There are so many ways to honour an ancestor; events, plays, films, books, articles, celebrating our food, music, culture and asking family members questions. As well, it is asking those searching and difficult questions both of yourself, your family and your ancestors to explore the hidden layers and territory. It can be challenging and uncomfortable to hear, feel, and process these deep personal and collective wounds. However, once unearthed, there is gold to be discovered in what can be referred to as post traumatic growth; psychological, energetic, spiritual transformation and resources.
I have discovered these ancestral gifts in strength, survival instinct and resilience.
Also my connection to nature has deepened as a gift from my ancestors. They were so connected to their land; the trees, fruits, animals, the elements and nature in a way we are not in our modern and technological lives. I have discovered my great-grandmother, Ma, as an ancestor spirit who guides me. I’ve only met her once and she died on my 13th birthday.
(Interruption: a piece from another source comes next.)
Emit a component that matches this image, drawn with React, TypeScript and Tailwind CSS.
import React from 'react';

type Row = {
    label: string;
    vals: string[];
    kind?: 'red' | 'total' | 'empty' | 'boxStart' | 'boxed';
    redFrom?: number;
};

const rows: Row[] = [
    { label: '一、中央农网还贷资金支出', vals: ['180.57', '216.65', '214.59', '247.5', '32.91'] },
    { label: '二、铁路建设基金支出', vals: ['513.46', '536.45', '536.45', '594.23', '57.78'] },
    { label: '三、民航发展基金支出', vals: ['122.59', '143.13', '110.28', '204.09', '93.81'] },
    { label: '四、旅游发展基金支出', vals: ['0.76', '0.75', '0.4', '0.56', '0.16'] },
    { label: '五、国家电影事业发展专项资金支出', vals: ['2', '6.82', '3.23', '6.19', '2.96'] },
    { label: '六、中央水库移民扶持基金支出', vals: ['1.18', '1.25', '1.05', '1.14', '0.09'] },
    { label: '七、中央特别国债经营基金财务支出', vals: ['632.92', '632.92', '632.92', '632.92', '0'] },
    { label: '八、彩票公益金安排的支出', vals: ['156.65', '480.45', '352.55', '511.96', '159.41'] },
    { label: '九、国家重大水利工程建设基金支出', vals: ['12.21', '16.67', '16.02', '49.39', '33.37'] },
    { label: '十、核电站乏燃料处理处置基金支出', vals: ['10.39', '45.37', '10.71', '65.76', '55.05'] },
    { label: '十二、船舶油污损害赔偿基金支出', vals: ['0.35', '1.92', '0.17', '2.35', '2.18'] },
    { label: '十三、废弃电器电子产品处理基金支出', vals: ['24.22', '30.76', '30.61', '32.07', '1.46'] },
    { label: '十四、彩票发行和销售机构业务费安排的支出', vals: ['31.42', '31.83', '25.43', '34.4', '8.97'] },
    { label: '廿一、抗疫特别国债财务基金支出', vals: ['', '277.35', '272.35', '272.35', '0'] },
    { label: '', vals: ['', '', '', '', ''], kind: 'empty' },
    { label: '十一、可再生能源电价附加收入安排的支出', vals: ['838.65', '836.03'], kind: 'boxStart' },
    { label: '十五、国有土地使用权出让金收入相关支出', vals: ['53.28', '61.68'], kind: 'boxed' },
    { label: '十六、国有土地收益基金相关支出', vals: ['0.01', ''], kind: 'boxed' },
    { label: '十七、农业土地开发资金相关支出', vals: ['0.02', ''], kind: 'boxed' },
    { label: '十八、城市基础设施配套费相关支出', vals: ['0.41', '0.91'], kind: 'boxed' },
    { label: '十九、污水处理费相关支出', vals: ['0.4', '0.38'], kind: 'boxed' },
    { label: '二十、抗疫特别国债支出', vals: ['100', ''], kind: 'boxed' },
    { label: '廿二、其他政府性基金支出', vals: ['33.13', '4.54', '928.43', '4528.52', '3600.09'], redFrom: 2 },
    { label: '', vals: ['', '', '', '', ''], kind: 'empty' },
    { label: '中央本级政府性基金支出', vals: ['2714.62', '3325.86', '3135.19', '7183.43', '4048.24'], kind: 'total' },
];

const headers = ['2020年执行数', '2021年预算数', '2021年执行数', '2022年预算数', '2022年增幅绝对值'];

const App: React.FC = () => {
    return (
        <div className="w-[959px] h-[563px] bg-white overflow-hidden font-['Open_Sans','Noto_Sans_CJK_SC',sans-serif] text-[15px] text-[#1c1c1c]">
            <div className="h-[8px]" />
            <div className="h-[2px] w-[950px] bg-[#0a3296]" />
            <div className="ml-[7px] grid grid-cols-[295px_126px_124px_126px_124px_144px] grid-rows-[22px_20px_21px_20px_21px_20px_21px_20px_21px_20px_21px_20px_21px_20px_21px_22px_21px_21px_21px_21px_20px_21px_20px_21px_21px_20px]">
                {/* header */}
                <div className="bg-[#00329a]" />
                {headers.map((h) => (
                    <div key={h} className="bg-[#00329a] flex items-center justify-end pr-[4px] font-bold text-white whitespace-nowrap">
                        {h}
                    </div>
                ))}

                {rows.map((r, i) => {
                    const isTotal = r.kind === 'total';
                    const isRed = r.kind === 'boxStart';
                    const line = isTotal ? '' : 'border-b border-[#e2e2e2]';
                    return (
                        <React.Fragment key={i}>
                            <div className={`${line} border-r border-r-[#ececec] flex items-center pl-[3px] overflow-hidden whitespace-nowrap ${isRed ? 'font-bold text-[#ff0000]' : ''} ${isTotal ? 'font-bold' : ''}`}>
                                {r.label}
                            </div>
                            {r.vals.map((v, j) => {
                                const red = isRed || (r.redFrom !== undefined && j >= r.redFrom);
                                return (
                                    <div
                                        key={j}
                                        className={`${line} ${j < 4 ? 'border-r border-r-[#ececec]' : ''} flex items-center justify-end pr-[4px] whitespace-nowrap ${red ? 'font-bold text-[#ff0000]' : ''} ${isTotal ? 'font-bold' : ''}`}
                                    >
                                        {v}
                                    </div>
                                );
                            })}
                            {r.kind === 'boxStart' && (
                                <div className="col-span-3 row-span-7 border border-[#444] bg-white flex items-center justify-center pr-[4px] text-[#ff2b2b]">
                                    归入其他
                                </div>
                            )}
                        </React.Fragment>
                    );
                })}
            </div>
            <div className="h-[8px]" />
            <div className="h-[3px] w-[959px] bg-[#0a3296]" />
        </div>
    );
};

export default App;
Our ancestors are calling on us to do them a service and honour them. It is our job to throw light on the still obscured shadows of indentured servitude, to face and heal our personal and cultural wounds and hidden scars. Talk the talk and walk the walk. This will serve as a gateway to cultural transformation and evolution; for us, them and their/our descendants.
Huge gratitude to all Indo-Caribbean ancestors for their many sacrifices; it is because of them we have our lives, the many opportunities and choices. We are able to thrive more than survive. Together, let us go beyond our inner coastline into the depths and finally discover and reclaim the cultural gold in El Dorado.